— Start of GIVEN MATERIAL —
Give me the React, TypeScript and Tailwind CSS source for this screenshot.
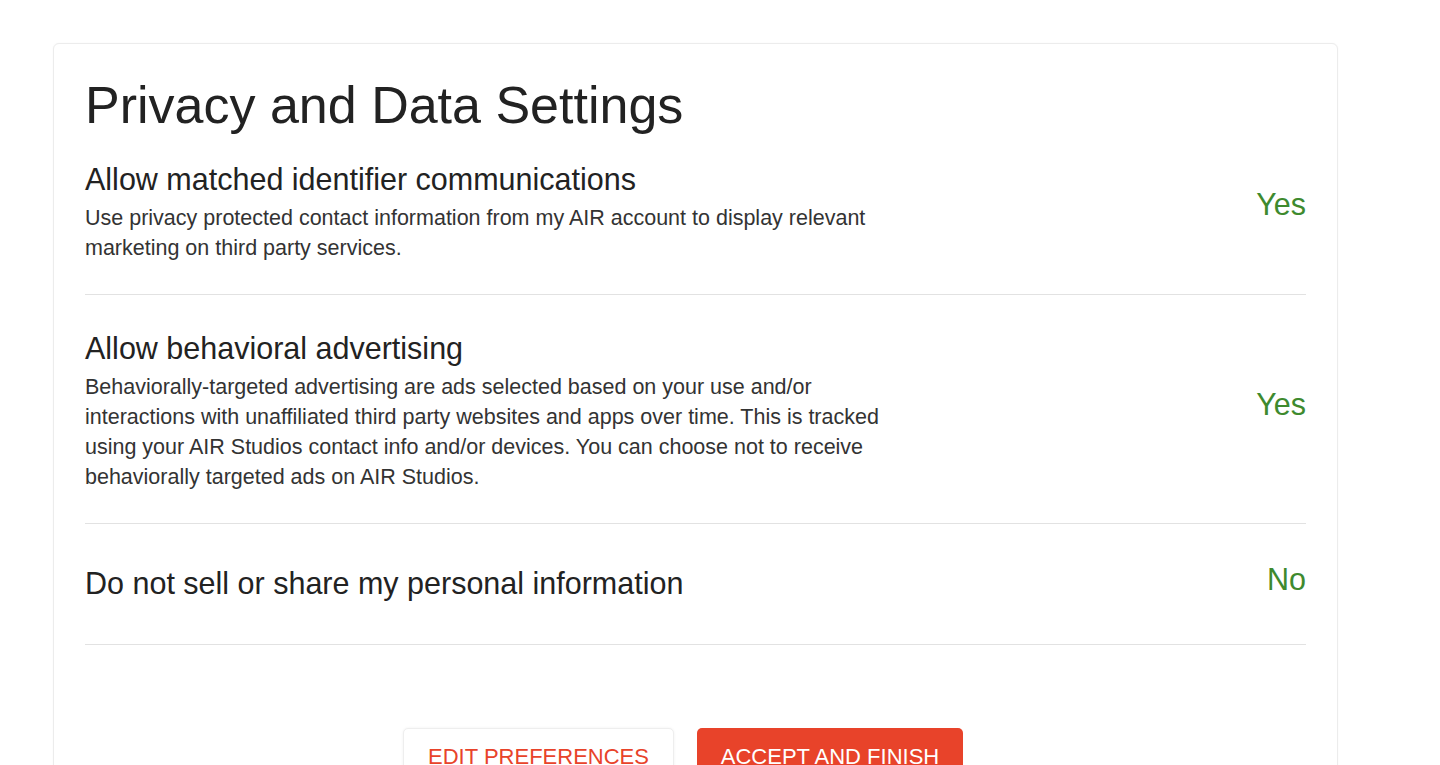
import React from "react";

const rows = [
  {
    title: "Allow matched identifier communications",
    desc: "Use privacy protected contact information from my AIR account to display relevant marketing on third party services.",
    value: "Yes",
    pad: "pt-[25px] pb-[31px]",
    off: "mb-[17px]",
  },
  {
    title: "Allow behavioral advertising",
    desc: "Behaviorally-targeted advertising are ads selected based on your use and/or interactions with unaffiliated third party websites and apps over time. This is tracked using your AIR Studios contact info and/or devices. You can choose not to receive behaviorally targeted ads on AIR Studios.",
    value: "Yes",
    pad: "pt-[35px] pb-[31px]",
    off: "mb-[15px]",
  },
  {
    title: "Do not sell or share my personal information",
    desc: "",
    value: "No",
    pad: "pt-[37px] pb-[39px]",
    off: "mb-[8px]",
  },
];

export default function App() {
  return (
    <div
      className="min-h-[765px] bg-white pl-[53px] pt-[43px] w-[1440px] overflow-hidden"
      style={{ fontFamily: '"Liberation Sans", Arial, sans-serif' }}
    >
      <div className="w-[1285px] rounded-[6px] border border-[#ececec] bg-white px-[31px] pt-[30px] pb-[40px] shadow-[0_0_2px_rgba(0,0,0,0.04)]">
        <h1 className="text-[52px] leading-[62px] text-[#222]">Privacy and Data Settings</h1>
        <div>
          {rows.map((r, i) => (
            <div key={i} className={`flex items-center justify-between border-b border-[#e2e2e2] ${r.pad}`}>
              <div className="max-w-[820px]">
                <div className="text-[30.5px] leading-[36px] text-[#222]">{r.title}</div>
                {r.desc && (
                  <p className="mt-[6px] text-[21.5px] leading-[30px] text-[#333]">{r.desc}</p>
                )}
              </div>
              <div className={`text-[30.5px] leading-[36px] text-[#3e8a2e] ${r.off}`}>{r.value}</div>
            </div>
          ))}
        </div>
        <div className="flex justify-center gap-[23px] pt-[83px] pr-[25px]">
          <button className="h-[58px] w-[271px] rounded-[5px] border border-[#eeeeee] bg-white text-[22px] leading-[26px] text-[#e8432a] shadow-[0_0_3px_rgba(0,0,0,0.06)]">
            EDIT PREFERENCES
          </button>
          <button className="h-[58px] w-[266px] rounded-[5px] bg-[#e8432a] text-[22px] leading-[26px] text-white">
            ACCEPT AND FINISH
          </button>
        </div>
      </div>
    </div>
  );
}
— End of GIVEN MATERIAL —
(THE TASK): Reproduce each line exactly, please, except for any pictures.

(OUTPUT):
Give me the React, TypeScript and Tailwind CSS source for this screenshot.
import React from "react";

const rows = [
  {
    title: "Allow matched identifier communications",
    desc: "Use privacy protected contact information from my AIR account to display relevant marketing on third party services.",
    value: "Yes",
    pad: "pt-[25px] pb-[31px]",
    off: "mb-[17px]",
  },
  {
    title: "Allow behavioral advertising",
    desc: "Behaviorally-targeted advertising are ads selected based on your use and/or interactions with unaffiliated third party websites and apps over time. This is tracked using your AIR Studios contact info and/or devices. You can choose not to receive behaviorally targeted ads on AIR Studios.",
    value: "Yes",
    pad: "pt-[35px] pb-[31px]",
    off: "mb-[15px]",
  },
  {
    title: "Do not sell or share my personal information",
    desc: "",
    value: "No",
    pad: "pt-[37px] pb-[39px]",
    off: "mb-[8px]",
  },
];

export default function App() {
  return (
    <div
      className="min-h-[765px] bg-white pl-[53px] pt-[43px] w-[1440px] overflow-hidden"
      style={{ fontFamily: '"Liberation Sans", Arial, sans-serif' }}
    >
      <div className="w-[1285px] rounded-[6px] border border-[#ececec] bg-white px-[31px] pt-[30px] pb-[40px] shadow-[0_0_2px_rgba(0,0,0,0.04)]">
        <h1 className="text-[52px] leading-[62px] text-[#222]">Privacy and Data Settings</h1>
        <div>
          {rows.map((r, i) => (
            <div key={i} className={`flex items-center justify-between border-b border-[#e2e2e2] ${r.pad}`}>
              <div className="max-w-[820px]">
                <div className="text-[30.5px] leading-[36px] text-[#222]">{r.title}</div>
                {r.desc && (
                  <p className="mt-[6px] text-[21.5px] leading-[30px] text-[#333]">{r.desc}</p>
                )}
              </div>
              <div className={`text-[30.5px] leading-[36px] text-[#3e8a2e] ${r.off}`}>{r.value}</div>
            </div>
          ))}
        </div>
        <div className="flex justify-center gap-[23px] pt-[83px] pr-[25px]">
          <button className="h-[58px] w-[271px] rounded-[5px] border border-[#eeeeee] bg-white text-[22px] leading-[26px] text-[#e8432a] shadow-[0_0_3px_rgba(0,0,0,0.06)]">
            EDIT PREFERENCES
          </button>
          <button className="h-[58px] w-[266px] rounded-[5px] bg-[#e8432a] text-[22px] leading-[26px] text-white">
            ACCEPT AND FINISH
          </button>
        </div>
      </div>
    </div>
  );
}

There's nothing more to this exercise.